El fin del tratamiento, cuatro años después, se puede considerar exitoso: la paciente no volvió a la universidad pero realizó unos estudios más cortos que la condujeron rápidamente a una autonomía económica, las fobias desaparecieron. Se separó de su marido y, haciendo buena la intuición de Freud respecto a qué late tras una agorafobia (una fantasía de ser una “mujer de la calle”, una “perdida” –su miedo a perderse cuando comenzó a conducir–…), mantuvo una corta relación transparentemente edípica y, a continuación, pasó sus primeras vacaciones de verano sola, en una universidad inglesa, perfeccionando el idioma inglés y recuperando su vida allí donde la había interrumpido.

¿Por qué razón el tema de mi ponencia me lleva a evocar este caso ya antiguo? Creo que la respuesta es que en él coexisten los dos niveles que venimos tratando, el conflicto sexual y el problema del apego. La elección del compañero sexual era una pantalla: objeto desexualizado, nunca había sentido la menor excitación con él, en tanto que otros hombres estaban intensamente investidos en sus sueños y en sus recuerdos. Varón castrado –real, no simbólicamente– muy parecido a su pasiva y masoquista madre (quien “la había traicionado” al dejar que se casara) le permitía “esconder” en el matrimonio su miedo a estar sola (que también era su deseo).

Segunda viñeta:

Veintitantos años, recién casada. Una sesión en el primer año de psicoterapia.

Hablamos de su primera experiencia sexual (uno de los motivos de su tratamiento, no el único ni siquiera el más urgente para la paciente son ciertas dificultades en la relación sexual: “yo nunca tengo deseo…”, dice). Su primera experiencia fue “con el chico con el que salía entonces…” (tenía 15 años). No le gustaba mucho, “no sé porqué salía con él…”.

“Sucedió un poco por casualidad… él insistió… yo tampoco dije que no…”
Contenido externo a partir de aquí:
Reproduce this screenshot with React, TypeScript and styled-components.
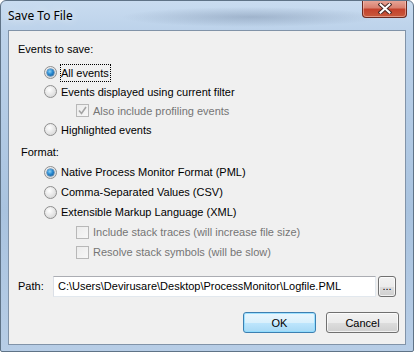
import styled, { createGlobalStyle } from 'styled-components';

const GlobalStyle = createGlobalStyle`
  html, body {
    margin: 0;
    padding: 0;
    background: #ffffff;
  }
  body {
    font-family: "Liberation Sans", Arial, sans-serif;
  }
`;

const Window = styled.div`
  width: 414px;
  height: 352px;
  box-sizing: border-box;
  display: flex;
  flex-direction: column;
  border: 1px solid #5f7387;
  border-radius: 6px 6px 2px 2px;
  overflow: hidden;
  background:
    radial-gradient(ellipse 130px 10px at 250px 16px, rgba(70, 90, 120, 0.28), rgba(70, 90, 120, 0) 100%),
    linear-gradient(to bottom, #c9dcf0 0px, #bcd2ea 30px, #a9c3df 60%, #b7cde6 100%);
`;

const TitleBar = styled.div`
  height: 29px;
  display: flex;
  justify-content: space-between;
  align-items: flex-start;
  padding-left: 7px;
`;

const Title = styled.div`
  font-family: "Noto Sans", "Open Sans", sans-serif;
  font-size: 12px;
  color: #000;
  line-height: 14px;
  padding-top: 8px;
  text-shadow: 0 0 8px rgba(255, 255, 255, 0.9);
`;

const CloseButton = styled.div`
  width: 45px;
  height: 18px;
  margin-right: 6px;
  margin-top: -1px;
  box-sizing: border-box;
  border: 1px solid #6b2a20;
  border-top: none;
  border-radius: 0 0 4px 4px;
  background: linear-gradient(to bottom, #e9a99b 0%, #d98170 45%, #c4422c 55%, #c85a3c 100%);
  box-shadow: inset 0 0 0 1px rgba(255, 220, 210, 0.45);
  display: flex;
  align-items: center;
  justify-content: center;
`;

const Client = styled.div`
  margin: 0 7px;
  height: 315px;
  box-sizing: border-box;
  border: 1px solid #8193a8;
  background: #f0f0f0;
  display: flex;
  flex-direction: column;
  font-size: 11px;
  color: #000;
`;

const Header = styled.div<{ $top: number; $left: number }>`
  height: 20px;
  line-height: 20px;
  margin-top: ${p => p.$top}px;
  padding-left: ${p => p.$left}px;
`;

const Row = styled.div<{ $h: number; $indent: number; $disabled?: boolean }>`
  height: ${p => p.$h}px;
  display: flex;
  align-items: center;
  gap: 4px;
  padding-left: ${p => p.$indent}px;
  color: ${p => (p.$disabled ? '#757575' : '#000')};
`;

const Radio = styled.span<{ $checked?: boolean }>`
  width: 13px;
  height: 13px;
  box-sizing: border-box;
  border-radius: 50%;
  border: 1px solid #8f8f8f;
  background: radial-gradient(circle at 40% 35%, #ffffff 0%, #e9e9e9 45%, #cfcfcf 100%);
  display: flex;
  align-items: center;
  justify-content: center;
  flex: none;

  &::after {
    content: '';
    display: ${p => (p.$checked ? 'block' : 'none')};
    width: 7px;
    height: 7px;
    border-radius: 50%;
    background: radial-gradient(circle at 40% 35%, #8fd3f7 0%, #2a8ad0 45%, #0d4f8c 100%);
    box-shadow: 0 0 0 0.5px #1d5f99;
  }
`;

const Check = styled.span`
  width: 13px;
  height: 13px;
  box-sizing: border-box;
  border: 1px solid #b8b8b8;
  background: linear-gradient(135deg, #ececec, #f7f7f7);
  display: flex;
  align-items: center;
  justify-content: center;
  flex: none;
`;

const Focus = styled.span`
  outline: 1px dotted #000;
  outline-offset: 0;
  padding: 2px 1px 2px 0;
`;

const PathRow = styled.div`
  display: flex;
  align-items: center;
  margin-top: 13px;
  padding-left: 9px;
  height: 22px;
`;

const PathLabel = styled.span`
  width: 35px;
`;

const PathInput = styled.div`
  width: 323px;
  height: 21px;
  box-sizing: border-box;
  background: #fff;
  border: 1px solid #e2e8ee;
  border-top-color: #abadb3;
  border-left-color: #dbdfe6;
  display: flex;
  align-items: center;
  padding-left: 4px;
`;

const Button = styled.div<{ $default?: boolean; $w: number; $h: number }>`
  width: ${p => p.$w}px;
  height: ${p => p.$h}px;
  box-sizing: border-box;
  border: 1px solid ${p => (p.$default ? '#3c7fb1' : '#707070')};
  border-radius: 3px;
  background: ${p =>
    p.$default
      ? 'linear-gradient(to bottom, #eaf6fd 0%, #d9f0fc 50%, #bee6fd 51%, #a7d9f5 100%)'
      : 'linear-gradient(to bottom, #f2f2f2 0%, #ebebeb 50%, #dddddd 51%, #cfcfcf 100%)'};
  box-shadow: inset 0 0 0 1px ${p => (p.$default ? 'rgba(140, 220, 255, 0.8)' : 'rgba(255, 255, 255, 0.7)')};
  display: flex;
  align-items: center;
  justify-content: center;
  flex: none;
`;

const ButtonRow = styled.div`
  display: flex;
  justify-content: flex-end;
  gap: 10px;
  margin-top: 15px;
  padding-right: 6px;
`;

const BottomEdge = styled.div`
  flex: 1;
`;

const CheckMark = () => (
  <svg width="9" height="9" viewBox="0 0 9 9">
    <path d="M1 4.5 L3.5 7.5 L8 1" fill="none" stroke="#a4a4a4" strokeWidth="1.6" />
  </svg>
);

const CloseGlyph = () => (
  <svg width="14" height="11" viewBox="0 0 14 11">
    <path d="M2.5 1.5 L11.5 9.5 M11.5 1.5 L2.5 9.5" stroke="#4a2a26" strokeWidth="4" strokeLinecap="square" />
    <path d="M2.5 1.5 L11.5 9.5 M11.5 1.5 L2.5 9.5" stroke="#ffffff" strokeWidth="2" strokeLinecap="square" />
  </svg>
);

export default function App() {
  return (
    <>
      <GlobalStyle />
      <Window>
        <TitleBar>
          <Title>Save To File</Title>
          <CloseButton>
            <CloseGlyph />
          </CloseButton>
        </TitleBar>
        <Client>
          <Header $top={8} $left={9}>Events to save:</Header>
          <Row $h={19} $indent={35} style={{ marginTop: 4 }}>
            <Radio $checked />
            <Focus>All events</Focus>
          </Row>
          <Row $h={19} $indent={35}>
            <Radio />
            Events displayed using current filter
          </Row>
          <Row $h={19} $indent={67} $disabled>
            <Check>
              <CheckMark />
            </Check>
            Also include profiling events
          </Row>
          <Row $h={19} $indent={35}>
            <Radio />
            Highlighted events
          </Row>
          <Header $top={3} $left={12}>Format:</Header>
          <Row $h={20} $indent={35}>
            <Radio $checked />
            Native Process Monitor Format (PML)
          </Row>
          <Row $h={20} $indent={35}>
            <Radio />
            Comma-Separated Values (CSV)
          </Row>
          <Row $h={20} $indent={35}>
            <Radio />
            Extensible Markup Language (XML)
          </Row>
          <Row $h={20} $indent={67} $disabled>
            <Check />
            Include stack traces (will increase file size)
          </Row>
          <Row $h={20} $indent={67} $disabled>
            <Check />
            Resolve stack symbols (will be slow)
          </Row>
          <PathRow>
            <PathLabel>Path:</PathLabel>
            <PathInput>C:\Users\Devirusare\Desktop\ProcessMonitor\Logfile.PML</PathInput>
            <Button $w={18} $h={21} style={{ marginLeft: 2 }}>...</Button>
          </PathRow>
          <ButtonRow>
            <Button $default $w={73} $h={21}>OK</Button>
            <Button $w={73} $h={21}>Cancel</Button>
          </ButtonRow>
        </Client>
        <BottomEdge />
      </Window>
    </>
  );
}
Aparece ahí un escenario de sumisión, sometimiento al deseo del otro, un patrón histérico muy corriente (sometimiento al deseo del otro que no se realiza únicamente en lo sexual sino en todas sus relaciones afectivas, una hermana muy demandante de compañía, etc.).

Yo le señalo el valor defensivo de su conducta sumisa: seguramente ella teme algún peligro si no se somete (estoy pensando en “el temor a la pérdida del amor del Objeto”, Freud, 1926).

Después de asentir, aparece la siguiente asociación:

“Ayer mismo me pasó. Llegué a casa de mi madre (“estoy otra vez en su casa…”, me aclara)”. “Cuando estaba en el garaje, sonó el móvil y era ella”.

“Sube y cuando estés en mi cuarto, llámame”, dice la madre.

(El relato va colocándome frente a un escenario que, a la manera de un guión cinematográfico, que emplearála técnica del protagonista narrador subjetivo hace al espectador identificarse con él.).

“Subo y cuando ya estoy en su cuarto, la llamo”.

“¿Ya estás en mi cuarto?. Bien… Túmbate en la cama”. “¿Ya estás? Pero, ¿dónde estás? ¿en mi lado? No…, túmbate en el medio”.

La paciente va interpretando la escena… pone cara de perplejidad… ensaya una tentativa de interpretación: “Pensé que quería que viera una gotera… no sé… quizás para llamar al fontanero…, tal vez que hubiera una gotera justo encima de su cama…”.